Given data –
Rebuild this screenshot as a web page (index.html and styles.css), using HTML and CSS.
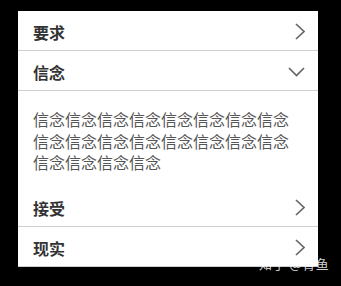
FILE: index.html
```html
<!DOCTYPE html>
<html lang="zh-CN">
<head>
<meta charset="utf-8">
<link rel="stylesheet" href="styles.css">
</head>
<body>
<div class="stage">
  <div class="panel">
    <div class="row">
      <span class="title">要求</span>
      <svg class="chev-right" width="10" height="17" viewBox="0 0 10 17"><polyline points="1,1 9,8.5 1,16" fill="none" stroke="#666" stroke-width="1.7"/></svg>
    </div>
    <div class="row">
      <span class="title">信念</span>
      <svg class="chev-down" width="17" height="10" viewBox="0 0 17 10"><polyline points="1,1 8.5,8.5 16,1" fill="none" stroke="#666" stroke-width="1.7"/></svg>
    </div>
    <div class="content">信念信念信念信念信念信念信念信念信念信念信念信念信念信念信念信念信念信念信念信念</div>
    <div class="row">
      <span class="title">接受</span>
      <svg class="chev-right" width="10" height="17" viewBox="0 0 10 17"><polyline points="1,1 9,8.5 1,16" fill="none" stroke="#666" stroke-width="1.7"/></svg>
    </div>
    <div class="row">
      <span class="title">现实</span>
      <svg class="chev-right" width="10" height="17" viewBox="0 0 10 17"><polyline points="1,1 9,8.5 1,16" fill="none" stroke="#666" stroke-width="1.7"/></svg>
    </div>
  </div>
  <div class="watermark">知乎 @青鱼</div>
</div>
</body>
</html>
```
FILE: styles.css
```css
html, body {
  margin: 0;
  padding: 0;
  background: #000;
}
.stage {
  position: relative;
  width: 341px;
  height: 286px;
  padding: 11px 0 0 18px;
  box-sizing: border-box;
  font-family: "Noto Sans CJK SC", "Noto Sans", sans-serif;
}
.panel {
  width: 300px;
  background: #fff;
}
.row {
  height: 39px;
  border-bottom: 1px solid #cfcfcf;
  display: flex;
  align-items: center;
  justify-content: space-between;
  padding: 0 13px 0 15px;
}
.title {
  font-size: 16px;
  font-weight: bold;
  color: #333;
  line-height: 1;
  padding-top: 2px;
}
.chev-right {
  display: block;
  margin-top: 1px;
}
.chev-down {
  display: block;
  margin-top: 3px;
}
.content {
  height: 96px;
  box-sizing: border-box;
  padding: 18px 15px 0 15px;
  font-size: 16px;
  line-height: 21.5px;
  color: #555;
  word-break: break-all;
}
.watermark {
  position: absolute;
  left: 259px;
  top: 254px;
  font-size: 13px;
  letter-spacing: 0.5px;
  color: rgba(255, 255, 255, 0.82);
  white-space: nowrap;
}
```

Goal of the exercise –
Quote the material word for word, dropping any images it holds.

Exercise output –
Rebuild this screenshot as a web page (index.html and styles.css), using HTML and CSS.
FILE: index.html
```html
<!DOCTYPE html>
<html lang="zh-CN">
<head>
<meta charset="utf-8">
<link rel="stylesheet" href="styles.css">
</head>
<body>
<div class="stage">
  <div class="panel">
    <div class="row">
      <span class="title">要求</span>
      <svg class="chev-right" width="10" height="17" viewBox="0 0 10 17"><polyline points="1,1 9,8.5 1,16" fill="none" stroke="#666" stroke-width="1.7"/></svg>
    </div>
    <div class="row">
      <span class="title">信念</span>
      <svg class="chev-down" width="17" height="10" viewBox="0 0 17 10"><polyline points="1,1 8.5,8.5 16,1" fill="none" stroke="#666" stroke-width="1.7"/></svg>
    </div>
    <div class="content">信念信念信念信念信念信念信念信念信念信念信念信念信念信念信念信念信念信念信念信念</div>
    <div class="row">
      <span class="title">接受</span>
      <svg class="chev-right" width="10" height="17" viewBox="0 0 10 17"><polyline points="1,1 9,8.5 1,16" fill="none" stroke="#666" stroke-width="1.7"/></svg>
    </div>
    <div class="row">
      <span class="title">现实</span>
      <svg class="chev-right" width="10" height="17" viewBox="0 0 10 17"><polyline points="1,1 9,8.5 1,16" fill="none" stroke="#666" stroke-width="1.7"/></svg>
    </div>
  </div>
  <div class="watermark">知乎 @青鱼</div>
</div>
</body>
</html>
```
FILE: styles.css
```css
html, body {
  margin: 0;
  padding: 0;
  background: #000;
}
.stage {
  position: relative;
  width: 341px;
  height: 286px;
  padding: 11px 0 0 18px;
  box-sizing: border-box;
  font-family: "Noto Sans CJK SC", "Noto Sans", sans-serif;
}
.panel {
  width: 300px;
  background: #fff;
}
.row {
  height: 39px;
  border-bottom: 1px solid #cfcfcf;
  display: flex;
  align-items: center;
  justify-content: space-between;
  padding: 0 13px 0 15px;
}
.title {
  font-size: 16px;
  font-weight: bold;
  color: #333;
  line-height: 1;
  padding-top: 2px;
}
.chev-right {
  display: block;
  margin-top: 1px;
}
.chev-down {
  display: block;
  margin-top: 3px;
}
.content {
  height: 96px;
  box-sizing: border-box;
  padding: 18px 15px 0 15px;
  font-size: 16px;
  line-height: 21.5px;
  color: #555;
  word-break: break-all;
}
.watermark {
  position: absolute;
  left: 259px;
  top: 254px;
  font-size: 13px;
  letter-spacing: 0.5px;
  color: rgba(255, 255, 255, 0.82);
  white-space: nowrap;
}
```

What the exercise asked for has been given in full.